Charles Garris, a member of the Faculty Senate and an engineering professor, said professors resented growth in China because Guthrie and other administrators were “secretive” about plans.
“It violates the way we do things at GW. The faculty code states developing new curriculum and programs are things faculty should be involved in,” Garris said.
Rehman, the Faculty Senate leader, also called for more information about GW’s plans in emails to colleagues. She said in an interview last month that she supports GW’s ambitions in China, but was raising constructive questions and advocating for transparency.
Searching for more
Some professors question whether GW’s China initiatives will flourish without Guthrie, whose Chinese fluency and connections led the way for the University.
“I think the China initiative will lose its momentum and it will become just another international location in GW’s arsenal,” said a professor with knowledge of GW’s early talks in China who spoke on the condition of anonymity. “China as a destination for GW lost its most enthusiastic and knowledgeable advocate with Doug Guthrie’s departure.”
A four-year program that would have taken undergraduates from D.C. to China and France was shelved last spring.
Columbian College of Arts and Sciences Dean Ben Vinson, who took over the school’s leadership in August, said the school was taking a step back from the program to consider whether to work with other emerging markets around the globe.

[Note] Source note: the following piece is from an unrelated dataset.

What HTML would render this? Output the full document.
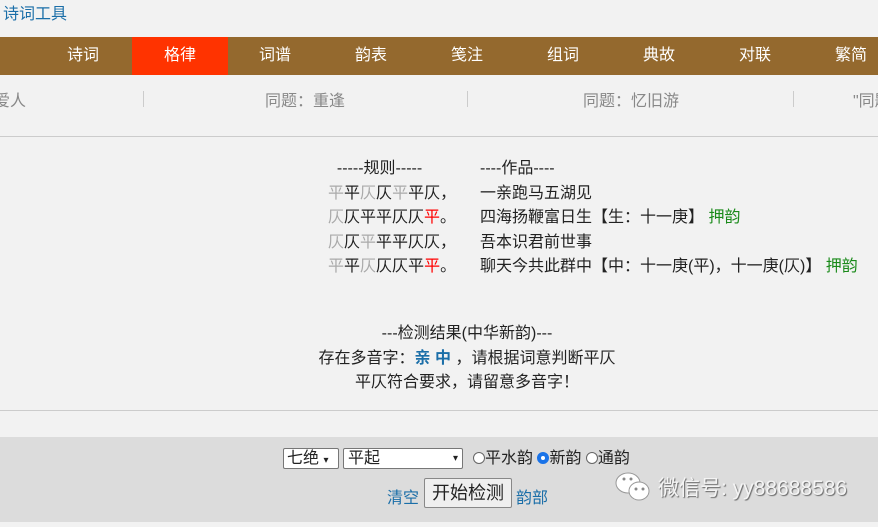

“We’re looking broadly, and so trying to think about specific tracks is way too specific,” Vinson said. “We’re going to definitely be involved in the world in a global way. What that looks like, we’re still working on.”
But for now, at least, other parts of GW are moving forward in China.
Finance professor George Jabbour, who oversees the master of finance exchange program, recently traveled to China to renew those program contracts as well as discuss future partnerships.
He said Renmin University still wants to establish an undergraduate program with GW, with students spending more than one year abroad in China. He also met with administrators at Tsinghua University in Beijing to discuss a dual-degree program for executive education.
Jabbour said GW is navigating the degree-granting process now, but did not know where the University was in the process. The Office of General Council ensures GW adheres to the many requirements laid out by the Ministry of Education, he said.
“GW has a good name in China. Other universities are contacting us, and me also, to open new degrees,” he said.